The simple fact is that sales people hate saying “no” because they believe they can every opportunity they find and hence every opportunity they find becomes a prospect of some sort. This leads to waste of time and efforts on opportunities that will never close, your opportunity funnel becomes clogged with bad prospects, and your business does not grow. I guarantee these opportunities were never a good opportunities to begin with because you have not identified the characteristics of your good clients and what a good opportunity looks like to your organization for the sales team to call on.
What was done by the salesperson to identify the opportunity as ideal? What questions were asked to qualify the opportunity? Can your organization even identify what an ideal client is and what an ideal opportunity looks like to help your sales team target better opportunities?
If a company is able to define what an ideal client looks like, then the marketing and sales efforts are able to work more efficiently because selling time is only spent on qualified opportunities that match the characteristics of your ideal clients. Additionally, your operations should perform better because you are only doing business with ideal clients that you are meant to be serving.

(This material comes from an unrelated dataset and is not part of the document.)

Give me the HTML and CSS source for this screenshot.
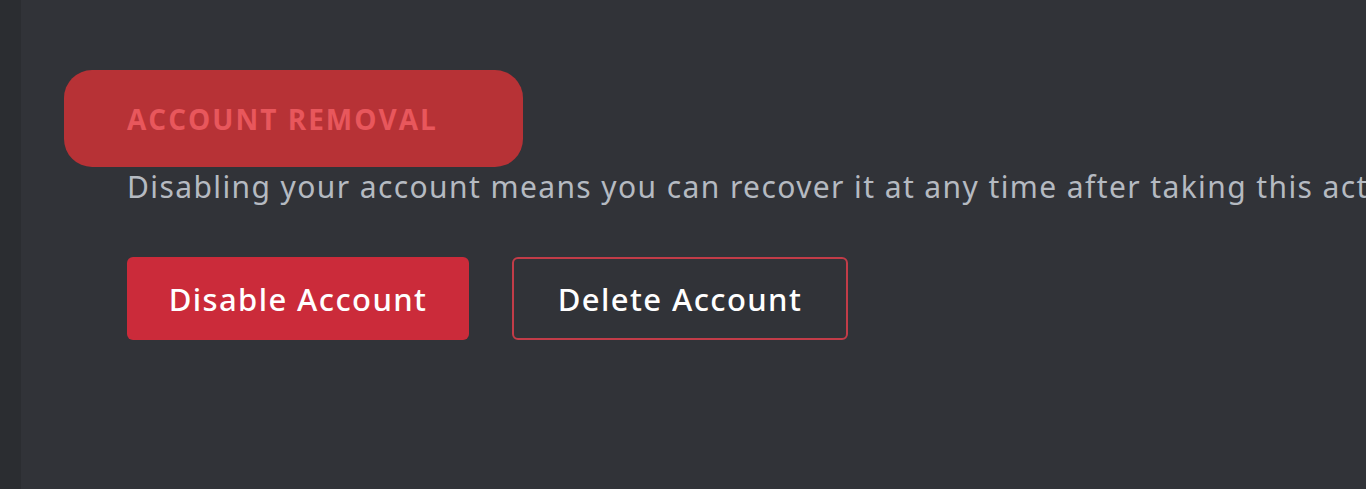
FILE: index.html
```html
<!DOCTYPE html>
<html lang="en">
<head>
<meta charset="utf-8">
<link rel="stylesheet" href="styles.css">
<title>Account Removal</title>
</head>
<body>
<div class="app">
  <aside class="rail"></aside>
  <main class="content">
    <section class="removal">
      <div class="header-pill"><h2 class="header">ACCOUNT REMOVAL</h2></div>
      <p class="desc">Disabling your account means you can recover it at any time after taking this action.</p>
      <div class="actions">
        <button class="btn btn-danger">Disable Account</button>
        <button class="btn btn-outline">Delete Account</button>
      </div>
    </section>
  </main>
</div>
</body>
</html>
```
FILE: styles.css
```css
html, body {
  margin: 0;
  padding: 0;
  height: 100%;
  overflow: hidden;
}
body {
  background: #313338;
  font-family: "Noto Sans", "Open Sans", sans-serif;
}
.app {
  display: flex;
  height: 489px;
}
.rail {
  width: 21px;
  flex: none;
  background: #2b2d31;
}
.content {
  flex: 1;
  background: #313338;
  min-width: 0;
  overflow: hidden;
}
.removal {
  padding: 70px 0 0 43px;
}
.header-pill {
  width: 459px;
  height: 97px;
  box-sizing: border-box;
  background: #b73236;
  border-radius: 28px;
  display: flex;
  align-items: center;
  padding-left: 63px;
}
.header {
  margin: 0;
  font-family: "Open Sans", "Noto Sans", sans-serif;
  font-weight: 700;
  font-size: 28px;
  letter-spacing: 2px;
  color: #e8575c;
  line-height: 1;
}
.desc {
  margin: 0 0 0 63px;
  white-space: nowrap;
  color: #b5bac1;
  font-size: 30px;
  letter-spacing: 1.4px;
  line-height: 40px;
}
.actions {
  display: flex;
  gap: 43px;
  margin: 50px 0 0 63px;
}
.btn {
  height: 83px;
  box-sizing: border-box;
  border-radius: 6px;
  font-family: "Noto Sans", "Open Sans", sans-serif;
  font-size: 31px;
  letter-spacing: 1.4px;
  font-weight: 500;
  color: #ffffff;
  cursor: pointer;
  padding: 0;
}
.btn-danger {
  width: 342px;
  background: #cb2b3a;
  border: none;
}
.btn-outline {
  width: 336px;
  background: transparent;
  border: 2px solid #c23c48;
}
```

Should your ideal clients be of a certain size? Should they have certain annual revenue? Should they be able to purchase one or more of your products or services? Should they have a certain structure? Should they have a certain credit rating? Should they be able to lead you to more business?
By identifying your ideal client characteristics, you will be able to identify what an ideal opportunity looks like and hence your sales team will be able to identify where their time should be spent and become more efficient with closing more ideal clients to grow your business faster.